### What to produce
Please report every line from the material that contains the word "styles".

=-=-=-=-=

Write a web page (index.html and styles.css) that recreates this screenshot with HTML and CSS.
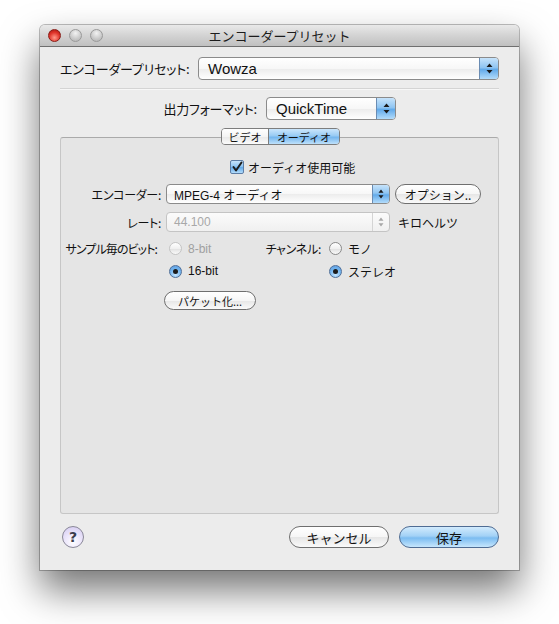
FILE: index.html
```html
<!DOCTYPE html>
<html lang="ja">
<head>
<meta charset="utf-8">
<title>エンコーダープリセット</title>
<link rel="stylesheet" href="styles.css">
</head>
<body>
<div class="stage">
  <div class="window">
    <div class="titlebar">
      <div class="lights">
        <span class="light red"></span>
        <span class="light"></span>
        <span class="light"></span>
      </div>
      <div class="title">エンコーダープリセット</div>
    </div>
    <div class="content">
      <div class="row preset-row">
        <span class="label">エンコーダープリセット:</span>
        <div class="popup big grow">
          <span class="popup-text">Wowza</span>
          <span class="arrows"><svg width="7" height="11" viewBox="0 0 7 11"><path d="M3.5 0.5 L6.5 4 L0.5 4 Z M0.5 7 L6.5 7 L3.5 10.5 Z" fill="#1a1a1a"/></svg></span>
        </div>
      </div>
      <div class="separator"></div>
      <div class="row format-row">
        <span class="label">出力フォーマット:</span>
        <div class="popup big format">
          <span class="popup-text">QuickTime</span>
          <span class="arrows"><svg width="7" height="11" viewBox="0 0 7 11"><path d="M3.5 0.5 L6.5 4 L0.5 4 Z M0.5 7 L6.5 7 L3.5 10.5 Z" fill="#1a1a1a"/></svg></span>
        </div>
      </div>
      <div class="tabs-wrap">
        <div class="tabs">
          <span class="tab">ビデオ</span>
          <span class="tab active">オーディオ</span>
        </div>
        <div class="box">
          <div class="check-row">
            <span class="checkbox"><svg width="12" height="12" viewBox="0 0 12 12"><path d="M2.5 6 L5 9.5 L10.5 1.5" fill="none" stroke="#1c1c1c" stroke-width="2" stroke-linecap="round" stroke-linejoin="round"/></svg></span>
            <span>オーディオ使用可能</span>
          </div>
          <div class="frow">
            <span class="flabel">エンコーダー:</span>
            <div class="popup small wide">
              <span class="popup-text">MPEG-4 オーディオ</span>
              <span class="arrows"><svg width="6" height="10" viewBox="0 0 6 10"><path d="M3 0.5 L5.5 3.8 L0.5 3.8 Z M0.5 6.2 L5.5 6.2 L3 9.5 Z" fill="#1a1a1a"/></svg></span>
            </div>
            <span class="btn options">オプション..</span>
          </div>
          <div class="frow">
            <span class="flabel">レート:</span>
            <div class="popup small wide disabled">
              <span class="popup-text">44.100</span>
              <span class="arrows"><svg width="6" height="10" viewBox="0 0 6 10"><path d="M3 0.5 L5.5 3.8 L0.5 3.8 Z M0.5 6.2 L5.5 6.2 L3 9.5 Z" fill="#a8a8a8"/></svg></span>
            </div>
            <span class="unit">キロヘルツ</span>
          </div>
          <div class="radio-grid">
            <span class="glabel tight">サンプル毎のビット:</span>
            <span class="ritem disabled"><span class="radio"></span>8-bit</span>
            <span class="glabel second">チャンネル:</span>
            <span class="ritem jp"><span class="radio"></span>モノ</span>
            <span></span>
            <span class="ritem"><span class="radio on"></span>16-bit</span>
            <span></span>
            <span class="ritem jp"><span class="radio on"></span>ステレオ</span>
          </div>
          <div class="packet-row">
            <span class="btn packet">パケット化...</span>
          </div>
        </div>
      </div>
      <div class="footer">
        <span class="help">?</span>
        <span class="spacer"></span>
        <span class="btn footer-btn">キャンセル</span>
        <span class="btn footer-btn default">保存</span>
      </div>
    </div>
  </div>
</div>
</body>
</html>
```
FILE: styles.css
```css
* { box-sizing: border-box; }
html, body { margin: 0; padding: 0; background: #ffffff; }
body {
  font-family: "Liberation Sans", "Noto Sans CJK JP", sans-serif;
  font-size: 13px;
  color: #111;
  width: 559px;
  height: 624px;
  overflow: hidden;
}
.stage { padding: 25px 0 0 40px; }
.window {
  width: 479px;
  height: 545px;
  border-radius: 5px 5px 0 0;
  box-shadow: 0 20px 38px rgba(0,0,0,0.55), 0 0 0 1px rgba(0,0,0,0.25);
  background: #ececec;
  display: flex;
  flex-direction: column;
}
.titlebar {
  height: 22px;
  border-radius: 5px 5px 0 0;
  background: linear-gradient(#e9e9e9, #d3d3d3 50%, #c0c0c0);
  border-bottom: 1px solid #6f6f6f;
  display: flex;
  align-items: center;
  position: relative;
}
.lights { display: flex; gap: 8px; padding-left: 8px; }
.light {
  width: 13px; height: 13px; border-radius: 50%;
  background: radial-gradient(circle at 50% 30%, #f2f2f2, #c8c8c8 60%, #b0b0b0);
  border: 1px solid #9a9a9a;
}
.light.red {
  background: radial-gradient(circle at 50% 70%, #ff9a8a, #e0342a 55%, #a0140e);
  border-color: #8a1c16;
}
.title {
  position: absolute; left: 0; right: 0; top: 0; bottom: 0;
  display: flex; align-items: center; justify-content: center;
  font-family: "Noto Sans CJK JP", sans-serif;
  font-size: 13px; color: #1c1c1c;
}
.content {
  flex: 1;
  padding: 10px 20px 0 20px;
  display: flex;
  flex-direction: column;
}
.row { display: flex; align-items: center; }
.label { font-family: "Noto Sans CJK JP", sans-serif; font-feature-settings: "palt"; font-size: 13px; white-space: nowrap; letter-spacing: -0.2px; }
.preset-row .label { width: 138px; }
.popup {
  display: flex; align-items: center;
  border: 1px solid #8b8b8b;
  border-radius: 4px;
  background: linear-gradient(#ffffff, #f7f7f7 50%, #ececec 51%, #ffffff);
  overflow: hidden;
  position: relative;
}
.popup.big { height: 23px; }
.popup.grow { flex: 1; }
.popup-text { flex: 1; padding-left: 9px; font-family: "Liberation Sans", "Noto Sans CJK JP", sans-serif; white-space: nowrap; }
.popup.big .popup-text { font-size: 15px; }
.arrows {
  align-self: stretch;
  display: flex; align-items: center; justify-content: center;
  background: linear-gradient(#c6e3fb, #8fc5f2 45%, #62aaea 55%, #b3dcfb);
  border-left: 1px solid #6a8cb3;
}
.popup.big .arrows { width: 19px; }
.separator { height: 1px; background: #d4d4d4; border-bottom: 1px solid #f7f7f7; margin: 8px 0 7px 0; box-sizing: content-box; }
.format-row .label { width: 197px; text-align: right; }
.popup.format { width: 130px; margin-left: 9px; }
.tabs-wrap { position: relative; margin-top: 8px; }
.tabs {
  position: absolute; left: 161px; top: 0;
  display: flex; height: 17px;
  border: 1px solid #7d7d7d; border-radius: 4px; overflow: hidden;
  font-family: "Noto Sans CJK JP", sans-serif; font-size: 11px;
  z-index: 2;
}
.tab {
  display: flex; align-items: center; justify-content: center;
  width: 46px;
  background: linear-gradient(#ffffff, #f4f4f4 50%, #e8e8e8 51%, #fbfbfb);
}
.tab.active {
  width: 71px;
  border-left: 1px solid #7d7d7d;
  background: linear-gradient(#cbe6fc, #98cbf4 45%, #74b6ee 55%, #bfe1fb);
}
.box {
  margin-top: 9px;
  height: 377px;
  background: #e5e5e5;
  border: 1px solid #c6c6c6;
  border-top-color: #aaaaaa;
  border-radius: 3px;
  padding: 22px 0 0 0;
  font-family: "Noto Sans CJK JP", sans-serif;
  font-size: 12px;
}
.check-row { display: flex; align-items: center; padding-left: 169px; gap: 4px; height: 14px; }
.checkbox {
  width: 14px; height: 14px;
  border: 1px solid #5d7da5; border-radius: 2px;
  background: linear-gradient(#c6e3fb, #8fc5f2 45%, #62aaea 55%, #b3dcfb);
  display: flex; align-items: center; justify-content: center;
}
.frow { display: flex; align-items: center; margin-top: 10px; height: 20px; }
.frow + .frow { margin-top: 8px; }
.flabel { width: 100px; text-align: right; font-feature-settings: "palt"; white-space: nowrap; letter-spacing: -0.3px; }
.popup.small { height: 20px; margin-left: 5px; border-radius: 4px; }
.popup.wide { width: 224px; }
.popup.small .popup-text { font-size: 12px; padding-left: 7px; }
.popup.small .arrows { width: 17px; }
.popup.disabled { border-color: #c4c4c4; background: linear-gradient(#fbfbfb, #f0f0f0); }
.popup.disabled .popup-text { color: #a8a8a8; }
.popup.disabled .arrows { background: transparent; border-left-color: #d4d4d4; }
.btn {
  display: inline-flex; align-items: center; justify-content: center;
  border: 1px solid #6f6f6f; border-radius: 11px;
  background: linear-gradient(#ffffff, #f6f6f6 50%, #e6e6e6 51%, #fafafa);
  font-family: "Noto Sans CJK JP", sans-serif;
  white-space: nowrap;
}
.btn.options { width: 86px; height: 20px; margin-left: 5px; font-size: 12px; }
.unit { margin-left: 8px; }
.radio-grid {
  display: grid;
  grid-template-columns: 96px 111px 61px auto;
  row-gap: 7px;
  margin-top: 8px;
  align-items: center;
}
.glabel {
  display: flex; justify-content: flex-end;
  white-space: nowrap; font-feature-settings: "palt"; letter-spacing: -0.3px;
}
.glabel.tight { letter-spacing: -0.9px; }
.glabel.second { padding-right: 8px; }
.ritem { display: flex; align-items: center; gap: 6px; padding-left: 12px; height: 14px; font-family: "Liberation Sans", "Noto Sans CJK JP", sans-serif; font-size: 12px; }
.ritem.jp { padding-left: 0; font-family: "Noto Sans CJK JP", sans-serif; }
.ritem.disabled { color: #a0a0a0; }
.radio {
  width: 13px; height: 13px; border-radius: 50%;
  border: 1px solid #8a8a8a;
  background: linear-gradient(#ffffff, #f0f0f0 50%, #e0e0e0 51%, #fafafa);
  display: flex; align-items: center; justify-content: center;
}
.ritem.disabled .radio { border-color: #c4c4c4; }
.radio.on {
  border-color: #4f6f98;
  background: radial-gradient(circle at 50% 80%, #c6e6ff, #72b4ee 55%, #5a9ae0);
}
.radio.on::after { content: ""; width: 5px; height: 5px; border-radius: 50%; background: #1b1b1b; }
.packet-row { padding-left: 103px; margin-top: 13px; }
.btn.packet { width: 92px; height: 19px; font-size: 11px; }
.footer { display: flex; align-items: center; margin-top: 12px; padding-left: 2px; }
.help {
  width: 22px; height: 22px; border-radius: 50%;
  border: 1px solid #8a8898;
  background: radial-gradient(circle at 50% 75%, #ffffff, #ece6fb 45%, #d2c8f0);
  display: flex; align-items: center; justify-content: center;
  font-family: "DejaVu Sans", sans-serif; font-weight: bold; font-size: 14px; color: #3c3c4c;
}
.spacer { flex: 1; }
.btn.footer-btn { width: 100px; height: 22px; font-size: 13px; }
.btn.footer-btn + .btn.footer-btn { margin-left: 10px; }
.btn.default {
  border-color: #4f6c93;
  background: linear-gradient(#d2ebfd, #a2d1f6 45%, #7bbcf1 55%, #c6e6fd);
}
```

=-=-=-=-=

### Solution below
Write a web page (index.html and styles.css) that recreates this screenshot with HTML and CSS.
<link rel="stylesheet" href="styles.css">
FILE: styles.css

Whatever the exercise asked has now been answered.